How Time Blocking Addresses These Challenges
By scheduling focused work blocks, you create protected time for cognitively demanding tasks. By batching communication into specific windows, you reduce the constant low-level stress of monitoring email and chat. By including personal time, exercise, and a clear shutdown routine on your calendar, you rebuild the boundaries that remote work tends to erode.
Time blocking is not about working more hours. It is about working more intentionally within the hours you have, which aligns with evidence linking time management behaviors to both performance and work-life balance [1].
How to Build Your First Time-Blocked Remote Workday
You can launch a practical time-blocked schedule in a single day. The key is starting simple: focus on tomorrow, not a perfect system for the entire year.
7 Steps to Launch Your First Time-Blocked Remote Workday
- Capture all tasks and commitments for tomorrow. Write down everything you need or want to accomplish, plus any meetings already on your calendar.
- Pick 1 to 3 high-impact tasks you must move forward. These are tasks that, if completed, would make tomorrow feel like a success.
- Place focus blocks for those tasks in your calendar first. Treat these blocks as appointments with yourself that cannot be easily moved.
- Slot in existing meetings around those blocks. If meetings conflict with your focus blocks, see if any can be rescheduled. If not, adjust your focus blocks to available windows.
- Add admin and communication batching blocks. Schedule specific times to process email, respond to Slack messages, and handle small administrative tasks.
- Add breaks, lunch, and shutdown routine blocks. Include at least one lunch break and a clear end-of-day shutdown block.
- Protect your blocks with Do Not Disturb and communicate expectations. Turn off notifications during focus blocks and let colleagues know when you will be available.

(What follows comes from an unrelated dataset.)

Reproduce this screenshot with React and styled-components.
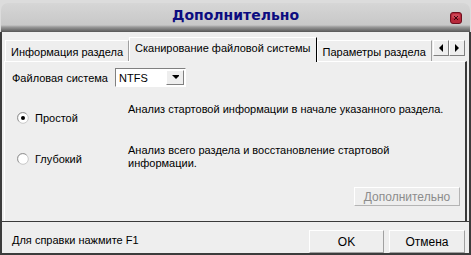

Choosing the Right Block Length
One of the most common questions about time blocking is how long each block should be. The answer depends on the type of work and your attention capacity. Research on interruptions and task switching suggests that frequent context changes increase stress and require significant recovery time [7]. Longer, uninterrupted blocks allow you to reach deeper focus.
| Task Type | Recommended Block Length | Best Time of Day | Level of Collaboration | Notes |
|---|---|---|---|---|
| Deep focus / creative work | 60 to 90 minutes | Your peak energy hours | None (solo work) | Protect from all interruptions |
| Shallow admin tasks | 25 to 45 minutes | Low-energy periods | Low | Batch similar tasks together |
| Meetings | 25 to 50 minutes | Mid-morning or afternoon | High | Leave 5-minute buffers between meetings |
| Communication batching (email, Slack) | 20 to 30 minutes | 2 to 3 times per day | Medium (async) | Set specific check-in times |
| Learning / skill-building | 45 to 60 minutes | When alert but not peak | None to low | Consistency matters more than length |
These are starting points. Some people find 45-minute blocks more sustainable. Others can maintain focus for two hours. Experiment during your first week and adjust based on what you observe.
Remote Time Blocking Setup Checklist
- List current recurring commitments (meetings, childcare, appointments)
- Identify 2 to 3 daily high-impact tasks
- Choose your main calendar tool
- Define your default focus block length (start with 60 to 90 minutes)
- Pick daily “no meeting” or focus windows where possible
- Set notification rules (Do Not Disturb during focus blocks)
- Create calendar categories or colors (deep work, meetings, admin, personal)
- Block transition times (morning startup, evening shutdown)
- Add at least one personal or recovery block per day
- Share key blocks with stakeholders if relevant (show as “busy” or “focus time”)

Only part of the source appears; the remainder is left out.